Who doesn’t remember the Yves Saint Laurent Mondrian dress collection? Or designer Marc Jacobs, who during his successful stay at Louis Vuitton, enchanted us with collaborations with super artists from Stephen Sprouse’s graffiti and Takashi Murakami’s animated motifs to Richard Prince. Jacobs still found energy to give us the 2016 collaboration with Japanese artist Yayoi Kusama and her trademark dots. There are so many more other examples, but in my book, the marriage of art and fashion can truly be summed up in the superb moment created from inspiration from an installation by artist Rebecca Horn of two machine guns firing paint at each other and perfectly executed by Shalom Harlow at the Alexander McQueen SS RTW in 1999. So brilliant!

Atwerpian designer Walter Van Beirendonck and American artist Scooter LaForge are also a fruit of this modern technology. These talented men separated by an ocean and united by social media (they met on Facebook two years ago) joined forces once again in the Paris catwalk. In 2013, Van Beirendonck had requested LaForge create an image for the invitation to his summer 2016 Home Sweet Home show collection.

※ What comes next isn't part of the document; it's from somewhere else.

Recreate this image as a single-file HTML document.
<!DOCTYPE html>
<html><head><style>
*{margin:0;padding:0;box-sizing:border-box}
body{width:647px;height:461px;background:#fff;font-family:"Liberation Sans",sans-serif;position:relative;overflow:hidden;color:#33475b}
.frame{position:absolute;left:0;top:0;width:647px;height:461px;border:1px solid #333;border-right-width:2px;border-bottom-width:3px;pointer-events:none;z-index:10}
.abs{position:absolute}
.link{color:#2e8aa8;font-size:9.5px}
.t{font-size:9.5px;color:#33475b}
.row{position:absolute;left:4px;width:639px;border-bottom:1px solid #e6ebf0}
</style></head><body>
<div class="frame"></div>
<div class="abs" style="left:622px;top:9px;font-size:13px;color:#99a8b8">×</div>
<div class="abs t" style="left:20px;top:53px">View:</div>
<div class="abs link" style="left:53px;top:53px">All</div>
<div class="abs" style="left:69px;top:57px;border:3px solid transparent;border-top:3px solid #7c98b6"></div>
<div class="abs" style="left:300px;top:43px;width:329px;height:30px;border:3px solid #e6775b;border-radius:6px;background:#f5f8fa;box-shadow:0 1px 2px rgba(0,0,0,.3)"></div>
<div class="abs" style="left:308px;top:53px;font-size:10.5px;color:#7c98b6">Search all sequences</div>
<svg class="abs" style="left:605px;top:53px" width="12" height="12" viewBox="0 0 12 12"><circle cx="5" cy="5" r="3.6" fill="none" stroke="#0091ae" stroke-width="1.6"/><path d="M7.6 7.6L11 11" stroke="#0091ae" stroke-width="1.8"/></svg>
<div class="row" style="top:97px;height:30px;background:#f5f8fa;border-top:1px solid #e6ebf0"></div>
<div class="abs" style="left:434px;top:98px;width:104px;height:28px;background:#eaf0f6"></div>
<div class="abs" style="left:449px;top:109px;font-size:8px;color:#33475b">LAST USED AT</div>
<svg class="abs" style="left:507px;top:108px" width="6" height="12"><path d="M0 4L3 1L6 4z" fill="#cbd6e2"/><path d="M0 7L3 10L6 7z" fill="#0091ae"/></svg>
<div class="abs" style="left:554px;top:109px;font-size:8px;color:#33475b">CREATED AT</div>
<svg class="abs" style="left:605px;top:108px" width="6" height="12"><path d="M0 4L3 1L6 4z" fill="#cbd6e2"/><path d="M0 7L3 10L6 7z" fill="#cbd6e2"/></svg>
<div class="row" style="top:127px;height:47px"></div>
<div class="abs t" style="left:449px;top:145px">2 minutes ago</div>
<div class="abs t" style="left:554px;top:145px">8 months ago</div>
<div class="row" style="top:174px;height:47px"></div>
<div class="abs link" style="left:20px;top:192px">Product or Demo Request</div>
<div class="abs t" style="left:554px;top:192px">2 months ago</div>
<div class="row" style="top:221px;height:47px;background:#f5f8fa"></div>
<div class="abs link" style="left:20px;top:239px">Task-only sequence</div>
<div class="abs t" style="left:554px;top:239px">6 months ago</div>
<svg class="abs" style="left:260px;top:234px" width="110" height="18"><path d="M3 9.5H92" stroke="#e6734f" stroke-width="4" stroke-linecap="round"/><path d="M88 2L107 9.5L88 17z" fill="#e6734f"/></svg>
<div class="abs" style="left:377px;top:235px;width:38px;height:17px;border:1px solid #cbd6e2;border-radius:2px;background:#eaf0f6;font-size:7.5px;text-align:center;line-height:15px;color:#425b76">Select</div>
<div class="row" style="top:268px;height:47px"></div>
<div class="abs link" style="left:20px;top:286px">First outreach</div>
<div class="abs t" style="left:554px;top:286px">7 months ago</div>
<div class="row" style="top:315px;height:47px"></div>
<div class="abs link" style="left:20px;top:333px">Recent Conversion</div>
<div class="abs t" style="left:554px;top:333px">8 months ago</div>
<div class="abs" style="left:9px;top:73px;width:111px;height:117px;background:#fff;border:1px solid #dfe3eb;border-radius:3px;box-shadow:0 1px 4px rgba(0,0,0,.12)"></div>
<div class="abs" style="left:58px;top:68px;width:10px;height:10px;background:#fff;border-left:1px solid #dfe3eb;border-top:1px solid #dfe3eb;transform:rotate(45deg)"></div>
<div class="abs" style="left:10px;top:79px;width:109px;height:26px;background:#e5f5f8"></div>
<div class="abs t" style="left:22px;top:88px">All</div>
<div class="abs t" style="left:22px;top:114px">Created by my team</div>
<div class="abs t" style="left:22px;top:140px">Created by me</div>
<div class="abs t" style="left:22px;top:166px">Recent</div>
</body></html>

This year, Van Beirendonck went beyond the show’s paper invitation and asked LaForge to create images based on 10 words that, according to the designer, described his new collection “Wham Bam!”


“Cargo cult, orange slices, machine guns, Papua and 1930s surrealism” were some of the words that inspired LaForge to come up with 20 images he sent to the designer. Van Beirendonck’s collection was a sophisticated message of protection of native tribes by an already-mature designer who uniquely can manage to mix dark elements and beauty translated in a way that leaves us wanting for more. It was a perfect fashionable war on the catwalk that involved sharks, guns, karate belts, military prints, gorgeous tapestry on kimono shapes, brocade jackets and rich and unexpected geometric figures. Surrealism combined with perfect camouflage took over when models appeared wearing beaks that bifurcated their faces. It was great work by makeup artist Inge Grognard.

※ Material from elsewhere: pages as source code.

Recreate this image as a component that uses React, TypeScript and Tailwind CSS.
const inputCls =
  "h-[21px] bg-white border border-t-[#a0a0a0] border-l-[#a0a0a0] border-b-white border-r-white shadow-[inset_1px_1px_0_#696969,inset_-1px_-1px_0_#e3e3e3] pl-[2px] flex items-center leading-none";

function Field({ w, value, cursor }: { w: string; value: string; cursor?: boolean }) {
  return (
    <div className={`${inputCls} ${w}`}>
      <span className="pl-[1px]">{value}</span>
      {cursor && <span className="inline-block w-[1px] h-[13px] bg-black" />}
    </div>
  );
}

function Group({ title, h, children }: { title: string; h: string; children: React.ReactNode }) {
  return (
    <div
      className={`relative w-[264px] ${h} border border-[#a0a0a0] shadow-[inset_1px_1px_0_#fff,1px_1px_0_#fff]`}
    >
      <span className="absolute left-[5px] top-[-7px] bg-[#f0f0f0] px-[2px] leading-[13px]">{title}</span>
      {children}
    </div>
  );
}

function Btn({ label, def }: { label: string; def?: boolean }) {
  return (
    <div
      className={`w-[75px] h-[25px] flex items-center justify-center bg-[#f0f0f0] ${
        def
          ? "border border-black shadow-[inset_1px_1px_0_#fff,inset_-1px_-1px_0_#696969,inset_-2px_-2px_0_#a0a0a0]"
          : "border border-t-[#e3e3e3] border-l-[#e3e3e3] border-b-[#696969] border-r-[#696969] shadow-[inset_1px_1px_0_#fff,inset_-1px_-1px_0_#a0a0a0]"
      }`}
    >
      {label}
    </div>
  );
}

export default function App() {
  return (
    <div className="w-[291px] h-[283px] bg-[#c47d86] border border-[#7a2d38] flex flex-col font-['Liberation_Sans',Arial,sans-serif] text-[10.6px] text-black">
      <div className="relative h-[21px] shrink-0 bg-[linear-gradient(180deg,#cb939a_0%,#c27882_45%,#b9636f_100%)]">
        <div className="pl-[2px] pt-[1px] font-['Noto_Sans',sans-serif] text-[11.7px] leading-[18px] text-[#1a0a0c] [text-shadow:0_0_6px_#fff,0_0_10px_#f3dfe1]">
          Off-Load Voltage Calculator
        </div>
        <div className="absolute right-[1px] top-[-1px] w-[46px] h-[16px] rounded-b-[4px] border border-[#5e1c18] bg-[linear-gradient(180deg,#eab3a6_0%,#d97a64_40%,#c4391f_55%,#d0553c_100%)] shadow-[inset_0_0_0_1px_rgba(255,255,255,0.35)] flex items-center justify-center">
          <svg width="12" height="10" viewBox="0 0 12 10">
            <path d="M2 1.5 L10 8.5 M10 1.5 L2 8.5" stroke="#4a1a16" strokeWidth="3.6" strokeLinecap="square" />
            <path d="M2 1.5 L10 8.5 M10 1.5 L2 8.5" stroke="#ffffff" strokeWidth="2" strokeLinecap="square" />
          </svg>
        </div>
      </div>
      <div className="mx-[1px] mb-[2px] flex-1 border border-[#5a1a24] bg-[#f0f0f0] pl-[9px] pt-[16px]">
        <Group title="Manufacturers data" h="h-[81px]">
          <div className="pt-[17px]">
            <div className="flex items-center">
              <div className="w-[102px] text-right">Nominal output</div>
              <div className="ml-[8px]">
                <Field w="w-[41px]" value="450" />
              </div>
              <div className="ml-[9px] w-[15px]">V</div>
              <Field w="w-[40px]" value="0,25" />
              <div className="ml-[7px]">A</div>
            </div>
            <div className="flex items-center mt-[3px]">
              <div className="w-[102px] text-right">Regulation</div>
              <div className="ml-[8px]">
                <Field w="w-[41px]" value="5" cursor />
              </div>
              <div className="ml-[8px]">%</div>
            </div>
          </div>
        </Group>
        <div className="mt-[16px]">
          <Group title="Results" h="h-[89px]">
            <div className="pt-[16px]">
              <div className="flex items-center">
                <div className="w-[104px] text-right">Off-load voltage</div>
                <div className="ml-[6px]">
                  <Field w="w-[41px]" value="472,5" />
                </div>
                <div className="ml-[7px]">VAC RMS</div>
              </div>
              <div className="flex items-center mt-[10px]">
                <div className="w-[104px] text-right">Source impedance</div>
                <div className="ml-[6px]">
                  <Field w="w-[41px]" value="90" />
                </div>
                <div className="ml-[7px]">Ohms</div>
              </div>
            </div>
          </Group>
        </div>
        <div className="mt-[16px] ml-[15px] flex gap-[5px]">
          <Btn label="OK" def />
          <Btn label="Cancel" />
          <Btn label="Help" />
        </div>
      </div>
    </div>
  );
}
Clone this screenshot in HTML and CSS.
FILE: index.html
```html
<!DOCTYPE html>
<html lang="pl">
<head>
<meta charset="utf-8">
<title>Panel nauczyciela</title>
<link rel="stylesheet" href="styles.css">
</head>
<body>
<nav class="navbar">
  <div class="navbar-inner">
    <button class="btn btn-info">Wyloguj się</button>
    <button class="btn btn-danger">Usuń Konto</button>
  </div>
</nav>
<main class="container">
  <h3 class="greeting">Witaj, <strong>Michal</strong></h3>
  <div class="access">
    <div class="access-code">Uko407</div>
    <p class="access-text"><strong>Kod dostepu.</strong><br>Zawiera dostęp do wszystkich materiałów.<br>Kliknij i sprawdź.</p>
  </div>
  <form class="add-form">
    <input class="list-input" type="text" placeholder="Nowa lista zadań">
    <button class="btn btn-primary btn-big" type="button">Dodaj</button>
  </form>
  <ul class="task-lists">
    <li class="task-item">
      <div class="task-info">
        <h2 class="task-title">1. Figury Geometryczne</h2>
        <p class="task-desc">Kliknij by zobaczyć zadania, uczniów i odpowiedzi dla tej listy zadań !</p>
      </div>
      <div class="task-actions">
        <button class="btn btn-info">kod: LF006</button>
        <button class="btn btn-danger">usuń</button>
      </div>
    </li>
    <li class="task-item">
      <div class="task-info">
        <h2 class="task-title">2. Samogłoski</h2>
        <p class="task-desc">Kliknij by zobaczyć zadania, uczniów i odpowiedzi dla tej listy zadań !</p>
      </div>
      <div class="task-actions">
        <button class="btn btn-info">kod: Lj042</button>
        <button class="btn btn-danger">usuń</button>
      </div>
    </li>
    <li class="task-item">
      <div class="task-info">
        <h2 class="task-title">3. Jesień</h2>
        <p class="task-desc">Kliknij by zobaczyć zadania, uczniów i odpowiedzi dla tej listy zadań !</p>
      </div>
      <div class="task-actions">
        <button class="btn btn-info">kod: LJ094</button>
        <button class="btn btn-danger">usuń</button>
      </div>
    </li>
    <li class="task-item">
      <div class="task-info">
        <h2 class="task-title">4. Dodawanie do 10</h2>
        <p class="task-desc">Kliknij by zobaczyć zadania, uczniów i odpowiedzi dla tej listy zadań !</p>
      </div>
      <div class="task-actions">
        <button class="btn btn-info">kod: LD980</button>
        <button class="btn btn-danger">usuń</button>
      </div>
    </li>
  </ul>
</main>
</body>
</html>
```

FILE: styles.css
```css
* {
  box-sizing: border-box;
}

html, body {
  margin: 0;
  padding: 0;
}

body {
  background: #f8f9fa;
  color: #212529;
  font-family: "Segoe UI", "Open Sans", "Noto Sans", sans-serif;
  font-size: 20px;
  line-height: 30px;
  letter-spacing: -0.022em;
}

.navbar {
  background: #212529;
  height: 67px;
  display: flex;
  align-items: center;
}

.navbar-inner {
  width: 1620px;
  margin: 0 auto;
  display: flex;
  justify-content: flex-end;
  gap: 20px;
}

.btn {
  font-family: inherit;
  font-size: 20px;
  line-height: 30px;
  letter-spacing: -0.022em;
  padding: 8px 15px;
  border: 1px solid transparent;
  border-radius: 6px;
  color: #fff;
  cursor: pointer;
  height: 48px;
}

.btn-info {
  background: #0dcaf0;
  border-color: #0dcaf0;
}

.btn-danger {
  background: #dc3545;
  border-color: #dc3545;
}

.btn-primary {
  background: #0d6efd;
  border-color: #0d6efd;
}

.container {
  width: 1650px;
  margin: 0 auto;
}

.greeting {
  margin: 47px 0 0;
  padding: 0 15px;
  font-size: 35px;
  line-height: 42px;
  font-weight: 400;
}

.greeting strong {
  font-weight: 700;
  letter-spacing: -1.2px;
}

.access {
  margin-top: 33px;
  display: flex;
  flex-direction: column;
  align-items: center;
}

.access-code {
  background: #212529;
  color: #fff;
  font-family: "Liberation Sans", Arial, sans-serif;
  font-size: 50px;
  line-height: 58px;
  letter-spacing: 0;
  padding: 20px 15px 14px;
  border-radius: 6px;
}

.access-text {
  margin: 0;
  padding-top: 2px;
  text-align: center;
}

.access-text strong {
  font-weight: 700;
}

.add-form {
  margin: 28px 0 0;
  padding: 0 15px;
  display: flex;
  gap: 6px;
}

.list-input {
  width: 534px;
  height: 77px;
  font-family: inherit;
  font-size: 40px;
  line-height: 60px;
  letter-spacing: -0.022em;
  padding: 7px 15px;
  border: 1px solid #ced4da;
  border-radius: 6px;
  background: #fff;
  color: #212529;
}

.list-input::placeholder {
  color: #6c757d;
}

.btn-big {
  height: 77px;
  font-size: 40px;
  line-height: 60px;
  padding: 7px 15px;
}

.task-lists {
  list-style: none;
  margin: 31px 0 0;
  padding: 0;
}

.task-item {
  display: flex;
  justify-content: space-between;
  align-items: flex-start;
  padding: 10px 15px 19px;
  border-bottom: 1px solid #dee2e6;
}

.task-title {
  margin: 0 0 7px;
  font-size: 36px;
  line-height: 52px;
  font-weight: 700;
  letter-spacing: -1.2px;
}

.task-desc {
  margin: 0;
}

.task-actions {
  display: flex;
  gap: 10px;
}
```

Besides great highlights, like the combination of jackets and pants where both works collide, the collaboration between Van Beirendonck and LaForge was extremely well-consummated on the body suit with a shirt over, printed with bird of paradise and shark images combined with the Van Beirendonck’s geometrics designs. That fun, colorful, masculine and yet gentile, aggressive representation of a very real fantasy is a confirmation why their association makes sense, and how smart and generously Van Beirendonck choose to present it in some pieces of his collection. The question burning now in Paris is the third time’s really a charm, right?